→ **TO BE DONE**
From the listing that follows, output everything exactly except the pictures.

→ **RAW DATA**
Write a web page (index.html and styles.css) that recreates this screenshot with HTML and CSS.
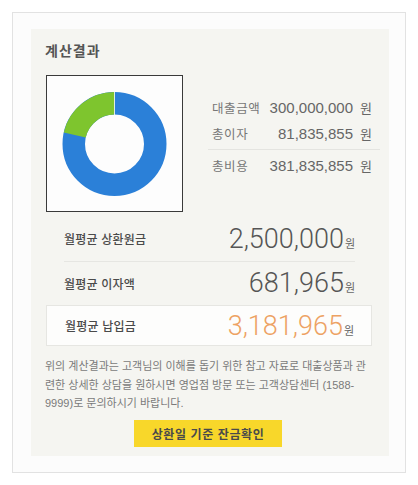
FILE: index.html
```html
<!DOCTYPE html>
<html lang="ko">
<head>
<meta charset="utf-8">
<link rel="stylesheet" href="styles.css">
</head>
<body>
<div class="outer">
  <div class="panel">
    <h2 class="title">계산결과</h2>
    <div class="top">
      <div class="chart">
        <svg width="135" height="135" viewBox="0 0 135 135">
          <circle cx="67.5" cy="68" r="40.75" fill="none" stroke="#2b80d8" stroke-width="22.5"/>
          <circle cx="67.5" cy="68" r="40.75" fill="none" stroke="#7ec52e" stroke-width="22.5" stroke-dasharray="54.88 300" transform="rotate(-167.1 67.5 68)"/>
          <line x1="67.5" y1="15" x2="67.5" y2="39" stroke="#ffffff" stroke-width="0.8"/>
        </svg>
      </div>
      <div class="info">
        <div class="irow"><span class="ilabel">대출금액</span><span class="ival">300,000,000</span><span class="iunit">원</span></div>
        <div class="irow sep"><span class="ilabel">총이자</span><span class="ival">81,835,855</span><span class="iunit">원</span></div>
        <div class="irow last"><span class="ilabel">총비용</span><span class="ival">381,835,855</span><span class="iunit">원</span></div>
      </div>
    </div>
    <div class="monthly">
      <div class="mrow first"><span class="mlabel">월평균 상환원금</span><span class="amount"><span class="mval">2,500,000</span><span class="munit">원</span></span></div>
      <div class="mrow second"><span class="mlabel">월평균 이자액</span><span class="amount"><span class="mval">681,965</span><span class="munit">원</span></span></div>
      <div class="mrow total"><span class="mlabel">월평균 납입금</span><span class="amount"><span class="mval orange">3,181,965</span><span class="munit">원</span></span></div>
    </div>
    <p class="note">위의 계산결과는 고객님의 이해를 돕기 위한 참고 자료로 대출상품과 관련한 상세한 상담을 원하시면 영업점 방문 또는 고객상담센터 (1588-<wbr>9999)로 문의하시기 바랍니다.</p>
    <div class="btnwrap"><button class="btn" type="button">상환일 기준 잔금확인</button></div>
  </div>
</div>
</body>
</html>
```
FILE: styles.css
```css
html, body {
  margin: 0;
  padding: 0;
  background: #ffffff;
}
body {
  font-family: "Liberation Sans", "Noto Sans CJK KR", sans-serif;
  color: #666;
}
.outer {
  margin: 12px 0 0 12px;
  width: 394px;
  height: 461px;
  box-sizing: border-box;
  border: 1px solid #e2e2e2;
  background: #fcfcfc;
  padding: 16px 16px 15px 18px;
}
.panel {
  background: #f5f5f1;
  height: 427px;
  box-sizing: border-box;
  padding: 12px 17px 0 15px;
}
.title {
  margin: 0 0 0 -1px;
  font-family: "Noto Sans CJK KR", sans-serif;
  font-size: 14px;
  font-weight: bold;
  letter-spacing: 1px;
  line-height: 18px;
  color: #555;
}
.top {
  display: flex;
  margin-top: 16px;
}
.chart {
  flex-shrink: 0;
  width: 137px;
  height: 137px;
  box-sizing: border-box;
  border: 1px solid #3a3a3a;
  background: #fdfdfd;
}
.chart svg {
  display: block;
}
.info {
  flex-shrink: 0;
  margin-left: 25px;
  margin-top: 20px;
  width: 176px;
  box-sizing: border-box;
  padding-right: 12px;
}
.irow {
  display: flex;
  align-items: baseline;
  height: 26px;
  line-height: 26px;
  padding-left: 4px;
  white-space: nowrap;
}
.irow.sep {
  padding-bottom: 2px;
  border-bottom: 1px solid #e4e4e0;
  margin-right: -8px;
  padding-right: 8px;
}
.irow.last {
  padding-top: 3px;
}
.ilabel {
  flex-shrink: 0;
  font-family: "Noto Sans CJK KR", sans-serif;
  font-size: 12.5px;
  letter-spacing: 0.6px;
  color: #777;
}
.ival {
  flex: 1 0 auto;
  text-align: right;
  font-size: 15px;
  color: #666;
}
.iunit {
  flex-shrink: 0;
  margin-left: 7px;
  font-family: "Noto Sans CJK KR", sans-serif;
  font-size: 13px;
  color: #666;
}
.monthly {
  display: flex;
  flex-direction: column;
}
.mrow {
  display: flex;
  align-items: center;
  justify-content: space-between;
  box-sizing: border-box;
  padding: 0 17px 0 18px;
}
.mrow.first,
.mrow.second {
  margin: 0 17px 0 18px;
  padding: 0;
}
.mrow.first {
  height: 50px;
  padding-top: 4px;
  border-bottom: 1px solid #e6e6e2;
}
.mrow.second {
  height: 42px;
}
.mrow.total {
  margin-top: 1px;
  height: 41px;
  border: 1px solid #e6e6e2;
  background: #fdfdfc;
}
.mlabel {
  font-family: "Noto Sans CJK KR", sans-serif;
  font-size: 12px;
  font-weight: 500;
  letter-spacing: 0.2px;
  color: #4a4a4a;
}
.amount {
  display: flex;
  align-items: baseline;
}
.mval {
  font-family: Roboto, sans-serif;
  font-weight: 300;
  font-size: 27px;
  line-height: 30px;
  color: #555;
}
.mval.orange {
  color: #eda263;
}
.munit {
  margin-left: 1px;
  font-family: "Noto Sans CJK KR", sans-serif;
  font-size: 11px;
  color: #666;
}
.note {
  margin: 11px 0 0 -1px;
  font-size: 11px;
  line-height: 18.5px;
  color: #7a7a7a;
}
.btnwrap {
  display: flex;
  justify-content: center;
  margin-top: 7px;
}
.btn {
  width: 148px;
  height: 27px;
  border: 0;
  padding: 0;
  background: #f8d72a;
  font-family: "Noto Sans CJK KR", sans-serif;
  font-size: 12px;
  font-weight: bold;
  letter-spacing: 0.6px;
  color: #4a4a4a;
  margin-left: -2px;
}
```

→ **RESPONSE**
Write a web page (index.html and styles.css) that recreates this screenshot with HTML and CSS.
FILE: index.html
```html
<!DOCTYPE html>
<html lang="ko">
<head>
<meta charset="utf-8">
<link rel="stylesheet" href="styles.css">
</head>
<body>
<div class="outer">
  <div class="panel">
    <h2 class="title">계산결과</h2>
    <div class="top">
      <div class="chart">
        <svg width="135" height="135" viewBox="0 0 135 135">
          <circle cx="67.5" cy="68" r="40.75" fill="none" stroke="#2b80d8" stroke-width="22.5"/>
          <circle cx="67.5" cy="68" r="40.75" fill="none" stroke="#7ec52e" stroke-width="22.5" stroke-dasharray="54.88 300" transform="rotate(-167.1 67.5 68)"/>
          <line x1="67.5" y1="15" x2="67.5" y2="39" stroke="#ffffff" stroke-width="0.8"/>
        </svg>
      </div>
      <div class="info">
        <div class="irow"><span class="ilabel">대출금액</span><span class="ival">300,000,000</span><span class="iunit">원</span></div>
        <div class="irow sep"><span class="ilabel">총이자</span><span class="ival">81,835,855</span><span class="iunit">원</span></div>
        <div class="irow last"><span class="ilabel">총비용</span><span class="ival">381,835,855</span><span class="iunit">원</span></div>
      </div>
    </div>
    <div class="monthly">
      <div class="mrow first"><span class="mlabel">월평균 상환원금</span><span class="amount"><span class="mval">2,500,000</span><span class="munit">원</span></span></div>
      <div class="mrow second"><span class="mlabel">월평균 이자액</span><span class="amount"><span class="mval">681,965</span><span class="munit">원</span></span></div>
      <div class="mrow total"><span class="mlabel">월평균 납입금</span><span class="amount"><span class="mval orange">3,181,965</span><span class="munit">원</span></span></div>
    </div>
    <p class="note">위의 계산결과는 고객님의 이해를 돕기 위한 참고 자료로 대출상품과 관련한 상세한 상담을 원하시면 영업점 방문 또는 고객상담센터 (1588-<wbr>9999)로 문의하시기 바랍니다.</p>
    <div class="btnwrap"><button class="btn" type="button">상환일 기준 잔금확인</button></div>
  </div>
</div>
</body>
</html>
```
FILE: styles.css
```css
html, body {
  margin: 0;
  padding: 0;
  background: #ffffff;
}
body {
  font-family: "Liberation Sans", "Noto Sans CJK KR", sans-serif;
  color: #666;
}
.outer {
  margin: 12px 0 0 12px;
  width: 394px;
  height: 461px;
  box-sizing: border-box;
  border: 1px solid #e2e2e2;
  background: #fcfcfc;
  padding: 16px 16px 15px 18px;
}
.panel {
  background: #f5f5f1;
  height: 427px;
  box-sizing: border-box;
  padding: 12px 17px 0 15px;
}
.title {
  margin: 0 0 0 -1px;
  font-family: "Noto Sans CJK KR", sans-serif;
  font-size: 14px;
  font-weight: bold;
  letter-spacing: 1px;
  line-height: 18px;
  color: #555;
}
.top {
  display: flex;
  margin-top: 16px;
}
.chart {
  flex-shrink: 0;
  width: 137px;
  height: 137px;
  box-sizing: border-box;
  border: 1px solid #3a3a3a;
  background: #fdfdfd;
}
.chart svg {
  display: block;
}
.info {
  flex-shrink: 0;
  margin-left: 25px;
  margin-top: 20px;
  width: 176px;
  box-sizing: border-box;
  padding-right: 12px;
}
.irow {
  display: flex;
  align-items: baseline;
  height: 26px;
  line-height: 26px;
  padding-left: 4px;
  white-space: nowrap;
}
.irow.sep {
  padding-bottom: 2px;
  border-bottom: 1px solid #e4e4e0;
  margin-right: -8px;
  padding-right: 8px;
}
.irow.last {
  padding-top: 3px;
}
.ilabel {
  flex-shrink: 0;
  font-family: "Noto Sans CJK KR", sans-serif;
  font-size: 12.5px;
  letter-spacing: 0.6px;
  color: #777;
}
.ival {
  flex: 1 0 auto;
  text-align: right;
  font-size: 15px;
  color: #666;
}
.iunit {
  flex-shrink: 0;
  margin-left: 7px;
  font-family: "Noto Sans CJK KR", sans-serif;
  font-size: 13px;
  color: #666;
}
.monthly {
  display: flex;
  flex-direction: column;
}
.mrow {
  display: flex;
  align-items: center;
  justify-content: space-between;
  box-sizing: border-box;
  padding: 0 17px 0 18px;
}
.mrow.first,
.mrow.second {
  margin: 0 17px 0 18px;
  padding: 0;
}
.mrow.first {
  height: 50px;
  padding-top: 4px;
  border-bottom: 1px solid #e6e6e2;
}
.mrow.second {
  height: 42px;
}
.mrow.total {
  margin-top: 1px;
  height: 41px;
  border: 1px solid #e6e6e2;
  background: #fdfdfc;
}
.mlabel {
  font-family: "Noto Sans CJK KR", sans-serif;
  font-size: 12px;
  font-weight: 500;
  letter-spacing: 0.2px;
  color: #4a4a4a;
}
.amount {
  display: flex;
  align-items: baseline;
}
.mval {
  font-family: Roboto, sans-serif;
  font-weight: 300;
  font-size: 27px;
  line-height: 30px;
  color: #555;
}
.mval.orange {
  color: #eda263;
}
.munit {
  margin-left: 1px;
  font-family: "Noto Sans CJK KR", sans-serif;
  font-size: 11px;
  color: #666;
}
.note {
  margin: 11px 0 0 -1px;
  font-size: 11px;
  line-height: 18.5px;
  color: #7a7a7a;
}
.btnwrap {
  display: flex;
  justify-content: center;
  margin-top: 7px;
}
.btn {
  width: 148px;
  height: 27px;
  border: 0;
  padding: 0;
  background: #f8d72a;
  font-family: "Noto Sans CJK KR", sans-serif;
  font-size: 12px;
  font-weight: bold;
  letter-spacing: 0.6px;
  color: #4a4a4a;
  margin-left: -2px;
}
```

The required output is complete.